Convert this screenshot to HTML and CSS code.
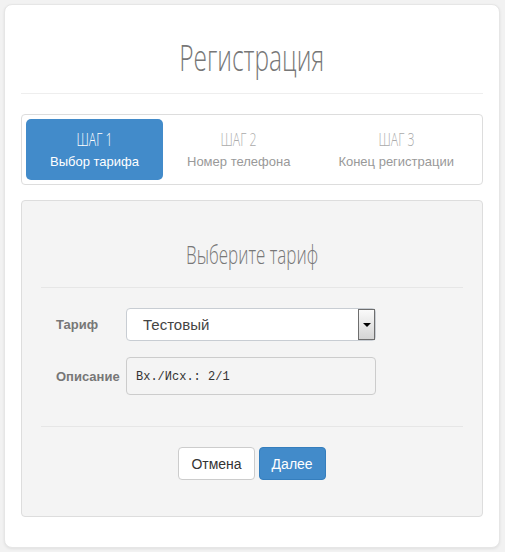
FILE: index.html
```html
<!DOCTYPE html>
<html lang="ru">
<head>
  <meta charset="UTF-8">
  <title>Регистрация</title>
  <link rel="stylesheet" href="styles.css">
</head>
<body>

<div class="card">
  <h1 class="title"><span class="narrow">Регистрация</span></h1>

  <div class="steps">
    <div class="step active">
      <div class="step-num"><span class="narrow">ШАГ 1</span></div>
      <div class="step-name">Выбор тарифа</div>
    </div>
    <div class="step">
      <div class="step-num"><span class="narrow">ШАГ 2</span></div>
      <div class="step-name">Номер телефона</div>
    </div>
    <div class="step">
      <div class="step-num"><span class="narrow">ШАГ 3</span></div>
      <div class="step-name">Конец регистрации</div>
    </div>
  </div>

  <div class="panel">
    <h2 class="panel-title"><span class="narrow">Выберите тариф</span></h2>

    <div class="form">
      <div class="row">
        <label class="label">Тариф</label>
        <div class="select">
          <span class="select-text">Тестовый</span>
          <span class="select-arrow"></span>
        </div>
      </div>
      <div class="row">
        <label class="label">Описание</label>
        <div class="field">Вх./Исх.: 2/1</div>
      </div>
    </div>

    <div class="actions">
      <button class="btn">Отмена</button>
      <button class="btn btn-primary">Далее</button>
    </div>
  </div>
</div>

</body>
</html>
```

FILE: styles.css
```css
body {
  margin: 0;
  background-color: #f2f2f2;
  font-family: 'Liberation Sans', Arial, sans-serif;
  font-size: 14px;
  color: #333;
}

.card {
  margin: 4px 5px 4px 4px;
  height: 544px;
  box-sizing: border-box;
  background-color: #fff;
  border: 1px solid #e6e6e6;
  border-radius: 8px;
  box-shadow: 0 1px 3px rgba(0, 0, 0, 0.08);
  padding: 0 16px;
}

.narrow {
  display: inline-block;
  font-family: 'Open Sans', sans-serif;
  font-weight: 300;
  transform: scaleX(0.68);
}

.title {
  margin: 0;
  padding: 28px 0 0;
  height: 60px;
  text-align: center;
  font-size: 36px;
  line-height: 50px;
  font-weight: normal;
  color: #777;
  border-bottom: 1px solid #eee;
}

.steps {
  display: flex;
  margin-top: 20px;
  padding: 4px;
  border: 1px solid #ddd;
  border-radius: 4px;
}

.step {
  flex: 1 1 auto;
  padding: 9px 10px 8px;
  text-align: center;
  border-radius: 5px;
  color: #999;
}

.step.active {
  background-color: #428bca;
  color: #fff;
}

.step-num {
  font-size: 18px;
  line-height: 22px;
  color: #aaa;
}

.step.active .step-num {
  color: #fff;
}

.step-name {
  margin-top: 1px;
  font-size: 13px;
  line-height: 20px;
}

.panel {
  margin-top: 15px;
  height: 317px;
  box-sizing: border-box;
  background-color: #f4f4f4;
  border: 1px solid #ddd;
  border-radius: 4px;
  padding: 0 19px;
}

.panel-title {
  margin: 0;
  padding-top: 36px;
  height: 50px;
  text-align: center;
  font-size: 25px;
  line-height: 34px;
  font-weight: normal;
  color: #777;
  border-bottom: 1px solid #e6e6e6;
}

.form {
  padding: 20px 0 31px;
  border-bottom: 1px solid #e6e6e6;
}

.row {
  display: flex;
  align-items: center;
  margin-bottom: 16px;
}

.row:last-child {
  margin-bottom: 0;
}

.label {
  width: 70px;
  padding-left: 15px;
  font-size: 13px;
  font-weight: bold;
  color: #777;
}

.select {
  display: flex;
  width: 250px;
  height: 33px;
  box-sizing: border-box;
  background-color: #fff;
  border: 1px solid #c8cdd3;
  border-radius: 4px;
}

.select-text {
  flex: 1;
  padding-left: 16px;
  line-height: 31px;
  font-size: 15px;
  color: #444;
}

.select-arrow {
  position: relative;
  width: 15px;
  background: linear-gradient(#fafafa, #d4d4d4);
  border: 1px solid #6e6e6e;
}

.select-arrow::after {
  content: '';
  position: absolute;
  left: 4px;
  top: 13px;
  border-left: 4px solid transparent;
  border-right: 4px solid transparent;
  border-top: 4px solid #000;
}

.field {
  width: 250px;
  height: 38px;
  box-sizing: border-box;
  padding-left: 9px;
  line-height: 38px;
  border: 1px solid #ccc;
  border-radius: 4px;
  font-family: 'Liberation Mono', monospace;
  font-size: 12px;
  color: #333;
}

.actions {
  display: flex;
  justify-content: center;
  gap: 4px;
  padding-top: 20px;
}

.btn {
  height: 33px;
  padding: 0 12px;
  font-family: 'Liberation Sans', Arial, sans-serif;
  font-size: 14px;
  color: #333;
  background-color: #fff;
  border: 1px solid #ccc;
  border-radius: 4px;
}

.btn-primary {
  color: #fff;
  background-color: #428bca;
  border-color: #357ebd;
}
```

[Required task]:
Set every line down exactly as written, leaving each picture out.

[The reply]:
Convert this screenshot to HTML and CSS code.
FILE: index.html
```html
<!DOCTYPE html>
<html lang="ru">
<head>
  <meta charset="UTF-8">
  <title>Регистрация</title>
  <link rel="stylesheet" href="styles.css">
</head>
<body>

<div class="card">
  <h1 class="title"><span class="narrow">Регистрация</span></h1>

  <div class="steps">
    <div class="step active">
      <div class="step-num"><span class="narrow">ШАГ 1</span></div>
      <div class="step-name">Выбор тарифа</div>
    </div>
    <div class="step">
      <div class="step-num"><span class="narrow">ШАГ 2</span></div>
      <div class="step-name">Номер телефона</div>
    </div>
    <div class="step">
      <div class="step-num"><span class="narrow">ШАГ 3</span></div>
      <div class="step-name">Конец регистрации</div>
    </div>
  </div>

  <div class="panel">
    <h2 class="panel-title"><span class="narrow">Выберите тариф</span></h2>

    <div class="form">
      <div class="row">
        <label class="label">Тариф</label>
        <div class="select">
          <span class="select-text">Тестовый</span>
          <span class="select-arrow"></span>
        </div>
      </div>
      <div class="row">
        <label class="label">Описание</label>
        <div class="field">Вх./Исх.: 2/1</div>
      </div>
    </div>

    <div class="actions">
      <button class="btn">Отмена</button>
      <button class="btn btn-primary">Далее</button>
    </div>
  </div>
</div>

</body>
</html>
```

FILE: styles.css
```css
body {
  margin: 0;
  background-color: #f2f2f2;
  font-family: 'Liberation Sans', Arial, sans-serif;
  font-size: 14px;
  color: #333;
}

.card {
  margin: 4px 5px 4px 4px;
  height: 544px;
  box-sizing: border-box;
  background-color: #fff;
  border: 1px solid #e6e6e6;
  border-radius: 8px;
  box-shadow: 0 1px 3px rgba(0, 0, 0, 0.08);
  padding: 0 16px;
}

.narrow {
  display: inline-block;
  font-family: 'Open Sans', sans-serif;
  font-weight: 300;
  transform: scaleX(0.68);
}

.title {
  margin: 0;
  padding: 28px 0 0;
  height: 60px;
  text-align: center;
  font-size: 36px;
  line-height: 50px;
  font-weight: normal;
  color: #777;
  border-bottom: 1px solid #eee;
}

.steps {
  display: flex;
  margin-top: 20px;
  padding: 4px;
  border: 1px solid #ddd;
  border-radius: 4px;
}

.step {
  flex: 1 1 auto;
  padding: 9px 10px 8px;
  text-align: center;
  border-radius: 5px;
  color: #999;
}

.step.active {
  background-color: #428bca;
  color: #fff;
}

.step-num {
  font-size: 18px;
  line-height: 22px;
  color: #aaa;
}

.step.active .step-num {
  color: #fff;
}

.step-name {
  margin-top: 1px;
  font-size: 13px;
  line-height: 20px;
}

.panel {
  margin-top: 15px;
  height: 317px;
  box-sizing: border-box;
  background-color: #f4f4f4;
  border: 1px solid #ddd;
  border-radius: 4px;
  padding: 0 19px;
}

.panel-title {
  margin: 0;
  padding-top: 36px;
  height: 50px;
  text-align: center;
  font-size: 25px;
  line-height: 34px;
  font-weight: normal;
  color: #777;
  border-bottom: 1px solid #e6e6e6;
}

.form {
  padding: 20px 0 31px;
  border-bottom: 1px solid #e6e6e6;
}

.row {
  display: flex;
  align-items: center;
  margin-bottom: 16px;
}

.row:last-child {
  margin-bottom: 0;
}

.label {
  width: 70px;
  padding-left: 15px;
  font-size: 13px;
  font-weight: bold;
  color: #777;
}

.select {
  display: flex;
  width: 250px;
  height: 33px;
  box-sizing: border-box;
  background-color: #fff;
  border: 1px solid #c8cdd3;
  border-radius: 4px;
}

.select-text {
  flex: 1;
  padding-left: 16px;
  line-height: 31px;
  font-size: 15px;
  color: #444;
}

.select-arrow {
  position: relative;
  width: 15px;
  background: linear-gradient(#fafafa, #d4d4d4);
  border: 1px solid #6e6e6e;
}

.select-arrow::after {
  content: '';
  position: absolute;
  left: 4px;
  top: 13px;
  border-left: 4px solid transparent;
  border-right: 4px solid transparent;
  border-top: 4px solid #000;
}

.field {
  width: 250px;
  height: 38px;
  box-sizing: border-box;
  padding-left: 9px;
  line-height: 38px;
  border: 1px solid #ccc;
  border-radius: 4px;
  font-family: 'Liberation Mono', monospace;
  font-size: 12px;
  color: #333;
}

.actions {
  display: flex;
  justify-content: center;
  gap: 4px;
  padding-top: 20px;
}

.btn {
  height: 33px;
  padding: 0 12px;
  font-family: 'Liberation Sans', Arial, sans-serif;
  font-size: 14px;
  color: #333;
  background-color: #fff;
  border: 1px solid #ccc;
  border-radius: 4px;
}

.btn-primary {
  color: #fff;
  background-color: #428bca;
  border-color: #357ebd;
}
```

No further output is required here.